[EXERCISE INSTRUCTIONS]: Everything in the data should be repeated exactly, save for the images.

[PROVIDED DATA]:

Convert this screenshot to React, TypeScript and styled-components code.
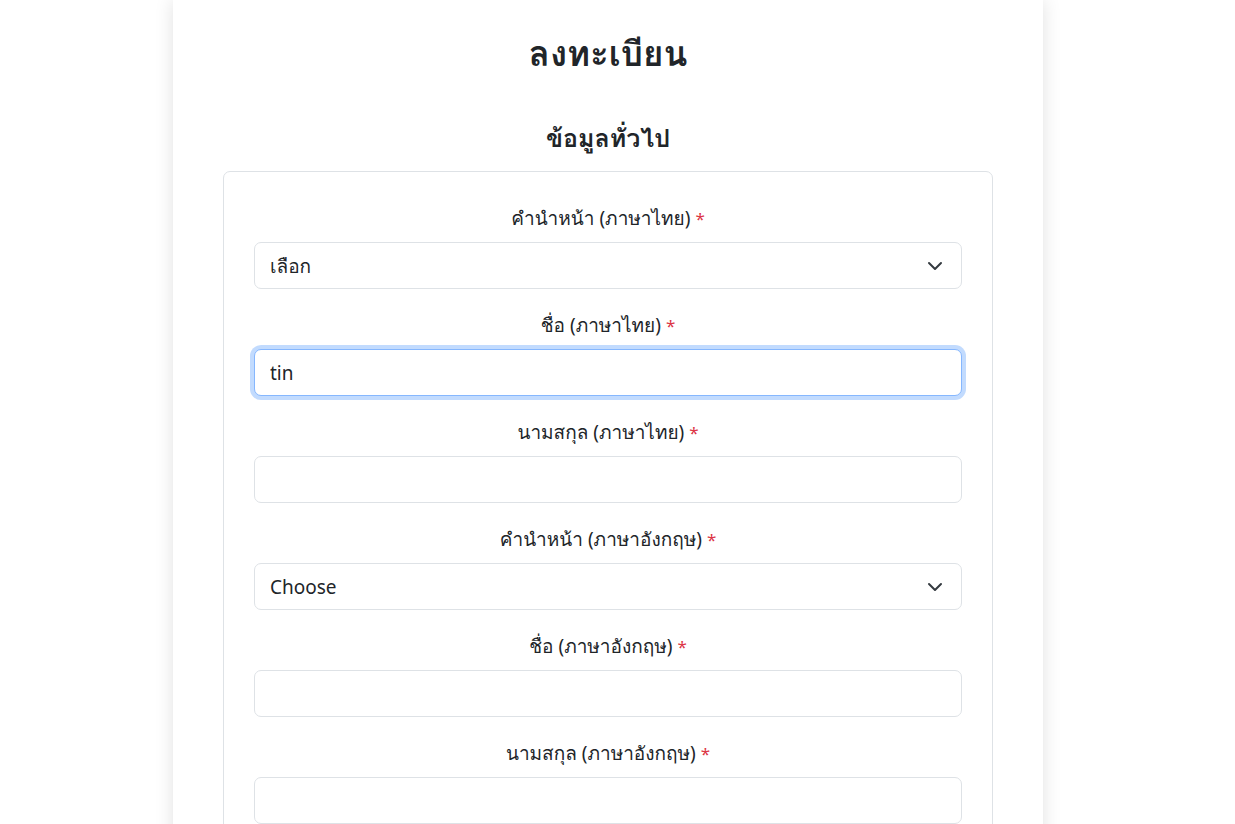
import React from "react";
import styled, { createGlobalStyle, css } from "styled-components";

const Global = createGlobalStyle`
  html, body { margin: 0; padding: 0; background: #ffffff; }
  body {
    font-family: "Noto Sans", Tahoma, "Leelawadee UI", Waree, Loma, Garuda, Umpush, "Noto Sans Thai", sans-serif;
    color: #212529;
  }
  * { box-sizing: border-box; }
`;

const Page = styled.div`
  display: flex;
  justify-content: center;
  padding: 0 19px 40px 0;
`;

const Card = styled.main`
  width: 870px;
  background: #fff;
  box-shadow: 0 0 18px rgba(0, 0, 0, 0.12);
  padding: 28px 50px 40px;
  display: flex;
  flex-direction: column;
  align-items: center;
`;

const Title = styled.h1`
  margin: 0 0 40px;
  font-size: 35px;
  font-weight: 700;
  line-height: 50px;
  text-align: center;
`;

const Section = styled.h2`
  margin: 0 0 15px;
  font-size: 25px;
  font-weight: 700;
  line-height: 38px;
  text-align: center;
`;

const Box = styled.section`
  width: 770px;
  border: 1px solid #dee2e6;
  border-radius: 7px;
  padding: 34px 30px 10px;
  display: flex;
  flex-direction: column;
`;

const Field = styled.div`
  display: flex;
  flex-direction: column;
  margin-bottom: 24px;
`;

const Label = styled.label`
  display: block;
  text-align: center;
  font-size: 19px;
  line-height: 25px;
  margin-bottom: 11px;
  color: #212529;
`;

const Req = styled.span`
  color: #dc3545;
  font-size: 17px;
`;

const control = css<{ $focused?: boolean }>`
  width: 100%;
  height: 47px;
  padding: 0 15px;
  font-family: inherit;
  font-size: 19px;
  color: #212529;
  background: #fff;
  border: 1px solid #dee2e6;
  border-radius: 7px;
  outline: none;
  ${(p) =>
    p.$focused &&
    css`
      border-color: #86b7fe;
      box-shadow: 0 0 0 4px rgba(13, 110, 253, 0.25);
    `}
`;

const Input = styled.input<{ $focused?: boolean }>`
  ${control}
`;

const SelectWrap = styled.div`
  position: relative;
`;

const Select = styled.select`
  ${control}
  appearance: none;
  -webkit-appearance: none;
  padding-right: 48px;
`;

const Chevron = styled.svg`
  position: absolute;
  right: 19px;
  top: 50%;
  width: 16px;
  height: 12px;
  margin-top: -6px;
  pointer-events: none;
`;

type F = { label: string; kind: "input" | "select"; value?: string; placeholder?: string; focused?: boolean };

const fields: F[] = [
  { label: "คำนำหน้า (ภาษาไทย)", kind: "select", placeholder: "เลือก" },
  { label: "ชื่อ (ภาษาไทย)", kind: "input", value: "tin", focused: true },
  { label: "นามสกุล (ภาษาไทย)", kind: "input" },
  { label: "คำนำหน้า (ภาษาอังกฤษ)", kind: "select", placeholder: "Choose" },
  { label: "ชื่อ (ภาษาอังกฤษ)", kind: "input" },
  { label: "นามสกุล (ภาษาอังกฤษ)", kind: "input" },
  { label: "เลขบัตรประจำตัวประชาชน", kind: "input" },
  { label: "วันเกิด", kind: "input" },
  { label: "เบอร์โทรศัพท์", kind: "input" },
  { label: "อีเมล", kind: "input" },
];

export default function App() {
  return (
    <>
      <Global />
      <Page>
        <Card>
          <Title>ลงทะเบียน</Title>
          <Section>ข้อมูลทั่วไป</Section>
          <Box>
            {fields.map((f, i) => (
              <Field key={i}>
                <Label>
                  {f.label} <Req>*</Req>
                </Label>
                {f.kind === "select" ? (
                  <SelectWrap>
                    <Select defaultValue="">
                      <option value="">{f.placeholder}</option>
                    </Select>
                    <Chevron viewBox="0 0 16 12" aria-hidden>
                      <path d="m2 3 6 6 6-6" fill="none" stroke="#343a40" strokeWidth="2" strokeLinecap="round" strokeLinejoin="round" />
                    </Chevron>
                  </SelectWrap>
                ) : (
                  <Input $focused={f.focused} defaultValue={f.value ?? ""} />
                )}
              </Field>
            ))}
          </Box>
        </Card>
      </Page>
    </>
  );
}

[THE REPLY]:
Convert this screenshot to React, TypeScript and styled-components code.
import React from "react";
import styled, { createGlobalStyle, css } from "styled-components";

const Global = createGlobalStyle`
  html, body { margin: 0; padding: 0; background: #ffffff; }
  body {
    font-family: "Noto Sans", Tahoma, "Leelawadee UI", Waree, Loma, Garuda, Umpush, "Noto Sans Thai", sans-serif;
    color: #212529;
  }
  * { box-sizing: border-box; }
`;

const Page = styled.div`
  display: flex;
  justify-content: center;
  padding: 0 19px 40px 0;
`;

const Card = styled.main`
  width: 870px;
  background: #fff;
  box-shadow: 0 0 18px rgba(0, 0, 0, 0.12);
  padding: 28px 50px 40px;
  display: flex;
  flex-direction: column;
  align-items: center;
`;

const Title = styled.h1`
  margin: 0 0 40px;
  font-size: 35px;
  font-weight: 700;
  line-height: 50px;
  text-align: center;
`;

const Section = styled.h2`
  margin: 0 0 15px;
  font-size: 25px;
  font-weight: 700;
  line-height: 38px;
  text-align: center;
`;

const Box = styled.section`
  width: 770px;
  border: 1px solid #dee2e6;
  border-radius: 7px;
  padding: 34px 30px 10px;
  display: flex;
  flex-direction: column;
`;

const Field = styled.div`
  display: flex;
  flex-direction: column;
  margin-bottom: 24px;
`;

const Label = styled.label`
  display: block;
  text-align: center;
  font-size: 19px;
  line-height: 25px;
  margin-bottom: 11px;
  color: #212529;
`;

const Req = styled.span`
  color: #dc3545;
  font-size: 17px;
`;

const control = css<{ $focused?: boolean }>`
  width: 100%;
  height: 47px;
  padding: 0 15px;
  font-family: inherit;
  font-size: 19px;
  color: #212529;
  background: #fff;
  border: 1px solid #dee2e6;
  border-radius: 7px;
  outline: none;
  ${(p) =>
    p.$focused &&
    css`
      border-color: #86b7fe;
      box-shadow: 0 0 0 4px rgba(13, 110, 253, 0.25);
    `}
`;

const Input = styled.input<{ $focused?: boolean }>`
  ${control}
`;

const SelectWrap = styled.div`
  position: relative;
`;

const Select = styled.select`
  ${control}
  appearance: none;
  -webkit-appearance: none;
  padding-right: 48px;
`;

const Chevron = styled.svg`
  position: absolute;
  right: 19px;
  top: 50%;
  width: 16px;
  height: 12px;
  margin-top: -6px;
  pointer-events: none;
`;

type F = { label: string; kind: "input" | "select"; value?: string; placeholder?: string; focused?: boolean };

const fields: F[] = [
  { label: "คำนำหน้า (ภาษาไทย)", kind: "select", placeholder: "เลือก" },
  { label: "ชื่อ (ภาษาไทย)", kind: "input", value: "tin", focused: true },
  { label: "นามสกุล (ภาษาไทย)", kind: "input" },
  { label: "คำนำหน้า (ภาษาอังกฤษ)", kind: "select", placeholder: "Choose" },
  { label: "ชื่อ (ภาษาอังกฤษ)", kind: "input" },
  { label: "นามสกุล (ภาษาอังกฤษ)", kind: "input" },
  { label: "เลขบัตรประจำตัวประชาชน", kind: "input" },
  { label: "วันเกิด", kind: "input" },
  { label: "เบอร์โทรศัพท์", kind: "input" },
  { label: "อีเมล", kind: "input" },
];

export default function App() {
  return (
    <>
      <Global />
      <Page>
        <Card>
          <Title>ลงทะเบียน</Title>
          <Section>ข้อมูลทั่วไป</Section>
          <Box>
            {fields.map((f, i) => (
              <Field key={i}>
                <Label>
                  {f.label} <Req>*</Req>
                </Label>
                {f.kind === "select" ? (
                  <SelectWrap>
                    <Select defaultValue="">
                      <option value="">{f.placeholder}</option>
                    </Select>
                    <Chevron viewBox="0 0 16 12" aria-hidden>
                      <path d="m2 3 6 6 6-6" fill="none" stroke="#343a40" strokeWidth="2" strokeLinecap="round" strokeLinejoin="round" />
                    </Chevron>
                  </SelectWrap>
                ) : (
                  <Input $focused={f.focused} defaultValue={f.value ?? ""} />
                )}
              </Field>
            ))}
          </Box>
        </Card>
      </Page>
    </>
  );
}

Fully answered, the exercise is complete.